• [What is expected]:
Copy out the listing that follows, exactly, without its pictures.

** START OF Dataset section **

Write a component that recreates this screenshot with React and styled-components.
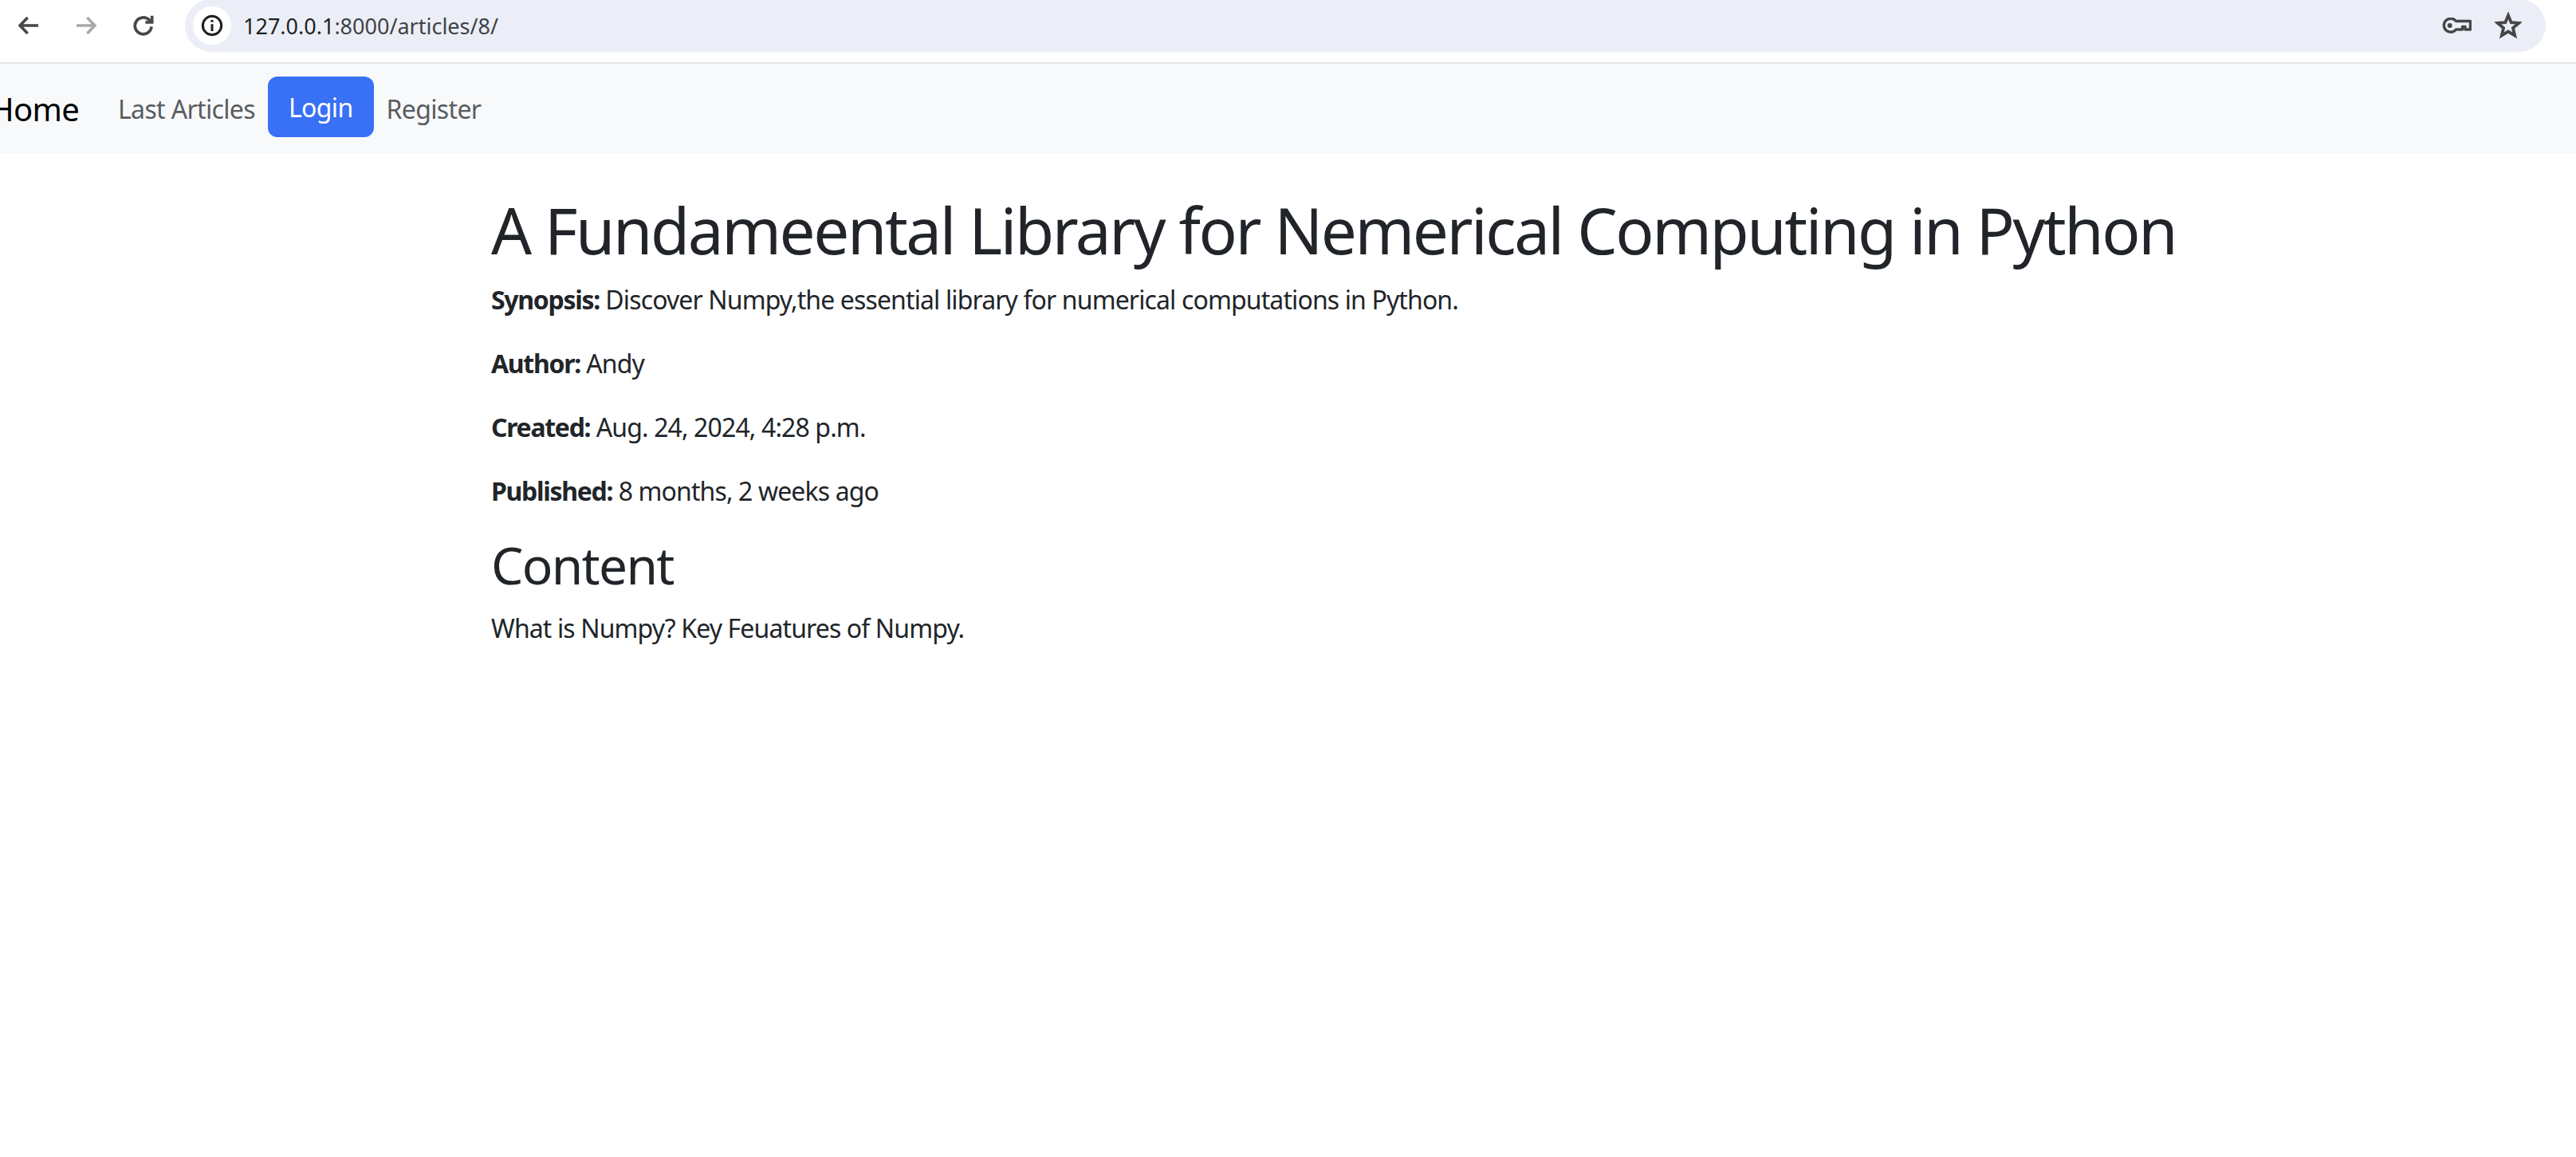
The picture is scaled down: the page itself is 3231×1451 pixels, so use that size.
import React from 'react';
import styled, { createGlobalStyle } from 'styled-components';

const Global = createGlobalStyle`
  html, body { margin: 0; padding: 0; background: #fff; overflow: hidden; }
  body { font-family: "Noto Sans", "Open Sans", sans-serif; }
`;
const Page = styled.div`width: 3231px; height: 1451px; overflow: hidden; display: flex; flex-direction: column;`;
const Toolbar = styled.div`
  height: 80px; flex: none; box-sizing: border-box; display: flex; align-items: flex-start;
  background: #fff; border-bottom: 2px solid #e3e3e3;
`;
const NavIcons = styled.div`display: flex; align-items: center; height: 64px; padding-left: 18px; gap: 36px;`;
const IconButton = styled.span`display: flex; width: 36px; height: 36px; align-items: center; justify-content: center; color: ${p => p.$dim ? '#a9a9a9' : '#474747'};`;
const Omnibox = styled.div`
  margin-left: 34px; width: 2961px; height: 66px; box-sizing: border-box; background: #ebeef6;
  border-radius: 33px; margin-top: -1px; display: flex; align-items: center; padding: 0 30px 0 10px;
`;
const InfoChip = styled.span`width: 48px; height: 48px; border-radius: 24px; background: #fff; display: flex; align-items: center; justify-content: center; color: #1f1f1f;`;
const Url = styled.span`margin-left: 15px; font-size: 27px; color: #3f4146; flex: 1;`;
const UrlHost = styled.span`color: #1f1f1f;`;
const OmniActions = styled.div`display: flex; align-items: center; gap: 29px; color: #474747;`;
const Navbar = styled.nav`
  height: 112px; flex: none; background: #f8f9fa; display: flex; align-items: center; box-sizing: border-box;
  overflow: hidden;
`;
const Brand = styled.a`font-size: 40px; letter-spacing: -0.7px; color: #000; margin-left: -12px; width: 110px; margin-right: 34px; white-space: nowrap;`;
const NavLinks = styled.div`display: flex; align-items: center;`;
const NavLink = styled.a`
  font-size: 32px; letter-spacing: -0.65px; color: ${p => p.$active ? '#fff' : '#595c5f'}; white-space: nowrap; box-sizing: border-box;
  height: 76px; display: flex; align-items: center; padding: 0 ${p => p.$active ? 26 : 16}px;
  background: ${p => p.$active ? '#3870f6' : 'transparent'}; border-radius: 12px; margin-top: ${p => p.$active ? -4 : 0}px;
`;
const Main = styled.main`padding: 48px 0 0 616px; color: #212529;`;
const Title = styled.h1`margin: 0 0 16px; font-size: 80px; letter-spacing: -2.45px; font-weight: 400; line-height: 96px; white-space: nowrap;`;
const Para = styled.p`margin: 0 0 32px; font-size: 32px; letter-spacing: -0.88px; line-height: 48px; white-space: nowrap;`;
const Label = styled.strong`font-weight: 700; letter-spacing: -1.3px;`;
const Heading = styled.h2`margin: -2px 0 17px; font-size: 64px; letter-spacing: -1.7px; font-weight: 400; line-height: 77px;`;

const Back = () => <svg width="32" height="32" viewBox="0 0 24 24" fill="none" stroke="currentColor" strokeWidth="2.7"><path d="M21 12H4M11 4.5 3.8 12l7.2 7.5" /></svg>;
const Forward = () => <svg width="32" height="32" viewBox="0 0 24 24" fill="none" stroke="currentColor" strokeWidth="2.7"><path d="M3 12h17M13 4.5l7.2 7.5-7.2 7.5" /></svg>;
const Reload = () => <svg width="32" height="32" viewBox="0 0 24 24" fill="none" stroke="currentColor" strokeWidth="2.8"><path d="M19.5 13a7.8 7.8 0 1 1-2.3-6.3L20 9" /><path d="M20 2.8V9h-6.2" /></svg>;
const Info = () => <svg width="28" height="28" viewBox="0 0 24 24" fill="none" stroke="currentColor" strokeWidth="2.6"><circle cx="12" cy="12" r="10" /><path d="M12 10.5V18" /><path d="M12 6v2.4" /></svg>;
const KeyIcon = () => <svg width="37" height="21" viewBox="0 0 37 21" fill="none" stroke="currentColor" strokeWidth="3.4"><path d="M17.5 4.5H35.5V15H29v-3.5h-3.5V15h-8A8.5 8.5 0 1 1 17.5 4.5Z" strokeLinejoin="round" /><circle cx="9.7" cy="10" r="3" fill="currentColor" stroke="none" /></svg>;
const Star = () => <svg width="34" height="34" viewBox="0 0 24 24" fill="none" stroke="currentColor" strokeWidth="2.7" strokeLinejoin="miter"><path d="M12 3l2.6 6.3 6.8.5-5.2 4.4 1.6 6.6L12 17.3l-5.8 3.5 1.6-6.6-5.2-4.4 6.8-.5z" /></svg>;

export default function App() {
  return (
    <Page>
      <Global />
      <Toolbar>
        <NavIcons>
          <IconButton><Back /></IconButton>
          <IconButton $dim><Forward /></IconButton>
          <IconButton><Reload /></IconButton>
        </NavIcons>
        <Omnibox>
          <InfoChip><Info /></InfoChip>
          <Url><UrlHost>127.0.0.1</UrlHost>:8000/articles/8/</Url>
          <OmniActions><KeyIcon /><Star /></OmniActions>
        </Omnibox>
      </Toolbar>
      <Navbar>
        <Brand>Home</Brand>
        <NavLinks>
          <NavLink>Last Articles</NavLink>
          <NavLink $active>Login</NavLink>
          <NavLink>Register</NavLink>
        </NavLinks>
      </Navbar>
      <Main>
        <Title>A Fundameental Library for Nemerical Computing in Python</Title>
        <Para><Label>Synopsis:</Label> Discover Numpy,the essential library for numerical computations in Python.</Para>
        <Para><Label>Author:</Label> Andy</Para>
        <Para><Label>Created:</Label> Aug. 24, 2024, 4:28 p.m.</Para>
        <Para><Label>Published:</Label> 8 months, 2 weeks ago</Para>
        <Heading>Content</Heading>
        <Para>What is Numpy? Key Feuatures of Numpy.</Para>
      </Main>
    </Page>
  );
}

** END OF Dataset section **

• [Result of this task]:
Write a component that recreates this screenshot with React and styled-components.
The picture is scaled down: the page itself is 3231×1451 pixels, so use that size.
import React from 'react';
import styled, { createGlobalStyle } from 'styled-components';

const Global = createGlobalStyle`
  html, body { margin: 0; padding: 0; background: #fff; overflow: hidden; }
  body { font-family: "Noto Sans", "Open Sans", sans-serif; }
`;
const Page = styled.div`width: 3231px; height: 1451px; overflow: hidden; display: flex; flex-direction: column;`;
const Toolbar = styled.div`
  height: 80px; flex: none; box-sizing: border-box; display: flex; align-items: flex-start;
  background: #fff; border-bottom: 2px solid #e3e3e3;
`;
const NavIcons = styled.div`display: flex; align-items: center; height: 64px; padding-left: 18px; gap: 36px;`;
const IconButton = styled.span`display: flex; width: 36px; height: 36px; align-items: center; justify-content: center; color: ${p => p.$dim ? '#a9a9a9' : '#474747'};`;
const Omnibox = styled.div`
  margin-left: 34px; width: 2961px; height: 66px; box-sizing: border-box; background: #ebeef6;
  border-radius: 33px; margin-top: -1px; display: flex; align-items: center; padding: 0 30px 0 10px;
`;
const InfoChip = styled.span`width: 48px; height: 48px; border-radius: 24px; background: #fff; display: flex; align-items: center; justify-content: center; color: #1f1f1f;`;
const Url = styled.span`margin-left: 15px; font-size: 27px; color: #3f4146; flex: 1;`;
const UrlHost = styled.span`color: #1f1f1f;`;
const OmniActions = styled.div`display: flex; align-items: center; gap: 29px; color: #474747;`;
const Navbar = styled.nav`
  height: 112px; flex: none; background: #f8f9fa; display: flex; align-items: center; box-sizing: border-box;
  overflow: hidden;
`;
const Brand = styled.a`font-size: 40px; letter-spacing: -0.7px; color: #000; margin-left: -12px; width: 110px; margin-right: 34px; white-space: nowrap;`;
const NavLinks = styled.div`display: flex; align-items: center;`;
const NavLink = styled.a`
  font-size: 32px; letter-spacing: -0.65px; color: ${p => p.$active ? '#fff' : '#595c5f'}; white-space: nowrap; box-sizing: border-box;
  height: 76px; display: flex; align-items: center; padding: 0 ${p => p.$active ? 26 : 16}px;
  background: ${p => p.$active ? '#3870f6' : 'transparent'}; border-radius: 12px; margin-top: ${p => p.$active ? -4 : 0}px;
`;
const Main = styled.main`padding: 48px 0 0 616px; color: #212529;`;
const Title = styled.h1`margin: 0 0 16px; font-size: 80px; letter-spacing: -2.45px; font-weight: 400; line-height: 96px; white-space: nowrap;`;
const Para = styled.p`margin: 0 0 32px; font-size: 32px; letter-spacing: -0.88px; line-height: 48px; white-space: nowrap;`;
const Label = styled.strong`font-weight: 700; letter-spacing: -1.3px;`;
const Heading = styled.h2`margin: -2px 0 17px; font-size: 64px; letter-spacing: -1.7px; font-weight: 400; line-height: 77px;`;

const Back = () => <svg width="32" height="32" viewBox="0 0 24 24" fill="none" stroke="currentColor" strokeWidth="2.7"><path d="M21 12H4M11 4.5 3.8 12l7.2 7.5" /></svg>;
const Forward = () => <svg width="32" height="32" viewBox="0 0 24 24" fill="none" stroke="currentColor" strokeWidth="2.7"><path d="M3 12h17M13 4.5l7.2 7.5-7.2 7.5" /></svg>;
const Reload = () => <svg width="32" height="32" viewBox="0 0 24 24" fill="none" stroke="currentColor" strokeWidth="2.8"><path d="M19.5 13a7.8 7.8 0 1 1-2.3-6.3L20 9" /><path d="M20 2.8V9h-6.2" /></svg>;
const Info = () => <svg width="28" height="28" viewBox="0 0 24 24" fill="none" stroke="currentColor" strokeWidth="2.6"><circle cx="12" cy="12" r="10" /><path d="M12 10.5V18" /><path d="M12 6v2.4" /></svg>;
const KeyIcon = () => <svg width="37" height="21" viewBox="0 0 37 21" fill="none" stroke="currentColor" strokeWidth="3.4"><path d="M17.5 4.5H35.5V15H29v-3.5h-3.5V15h-8A8.5 8.5 0 1 1 17.5 4.5Z" strokeLinejoin="round" /><circle cx="9.7" cy="10" r="3" fill="currentColor" stroke="none" /></svg>;
const Star = () => <svg width="34" height="34" viewBox="0 0 24 24" fill="none" stroke="currentColor" strokeWidth="2.7" strokeLinejoin="miter"><path d="M12 3l2.6 6.3 6.8.5-5.2 4.4 1.6 6.6L12 17.3l-5.8 3.5 1.6-6.6-5.2-4.4 6.8-.5z" /></svg>;

export default function App() {
  return (
    <Page>
      <Global />
      <Toolbar>
        <NavIcons>
          <IconButton><Back /></IconButton>
          <IconButton $dim><Forward /></IconButton>
          <IconButton><Reload /></IconButton>
        </NavIcons>
        <Omnibox>
          <InfoChip><Info /></InfoChip>
          <Url><UrlHost>127.0.0.1</UrlHost>:8000/articles/8/</Url>
          <OmniActions><KeyIcon /><Star /></OmniActions>
        </Omnibox>
      </Toolbar>
      <Navbar>
        <Brand>Home</Brand>
        <NavLinks>
          <NavLink>Last Articles</NavLink>
          <NavLink $active>Login</NavLink>
          <NavLink>Register</NavLink>
        </NavLinks>
      </Navbar>
      <Main>
        <Title>A Fundameental Library for Nemerical Computing in Python</Title>
        <Para><Label>Synopsis:</Label> Discover Numpy,the essential library for numerical computations in Python.</Para>
        <Para><Label>Author:</Label> Andy</Para>
        <Para><Label>Created:</Label> Aug. 24, 2024, 4:28 p.m.</Para>
        <Para><Label>Published:</Label> 8 months, 2 weeks ago</Para>
        <Heading>Content</Heading>
        <Para>What is Numpy? Key Feuatures of Numpy.</Para>
      </Main>
    </Page>
  );
}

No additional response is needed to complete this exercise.